Graceful reloads are actually amazing. This is something that still gets me excited. You can update your NGINX config and reload it without dropping a single connection. Zero downtime. Try that with Apache. The architecture actually makes this possible and easy.
Why This Actually Matters
Whether you’re running a little side project or managing infrastructure for millions of people, understanding how NGINX works changes how you think about scaling. You stop thinking, “We need to buy more servers.” You start thinking, “Are we actually using what we have efficiently?”
Most people aren’t. NGINX lets you handle more traffic with less hardware. That means lower cloud bills. Faster response times. Better ability to handle traffic spikes without everything melting.
I’ve seen clients migrate from Apache or other setups to NGINX and their infrastructure costs dropped by 30-40%. While their performance actually got better. That’s not small. That’s real money and real improvement.
My Bottom Line
When I started out, I didn’t get how NGINX could handle so much more traffic than Apache. It seemed like magic or something. Turns out it’s just smart architecture. Use multiple worker processes instead of threads per connection.
Use efficient system calls to monitor thousands of connections. Use an event loop to switch between whoever’s ready. Don’t block on I/O. Keep moving. Simple ideas, really well executed. And now that I get it, I see this pattern everywhere. Other fast systems are built the same way. Once you understand how this works, you can’t unsee it.

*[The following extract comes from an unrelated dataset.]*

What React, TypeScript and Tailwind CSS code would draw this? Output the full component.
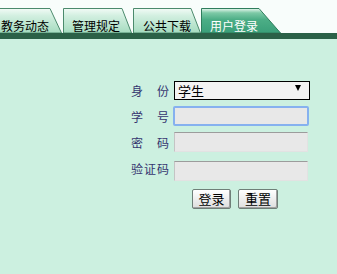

If you’re still using Apache or something else that’s not optimized, seriously just try NGINX. Spin up a test server. Run some load tests against it. See what happens. You’ll probably be surprised. That’s what I’ve learned from years of dealing with this stuff in the real world.
Building systems that actually need to handle massive traffic. Making sure they don’t fall over. NGINX is just really good at that one thing. And sometimes, being really good at one thing is exactly what you need.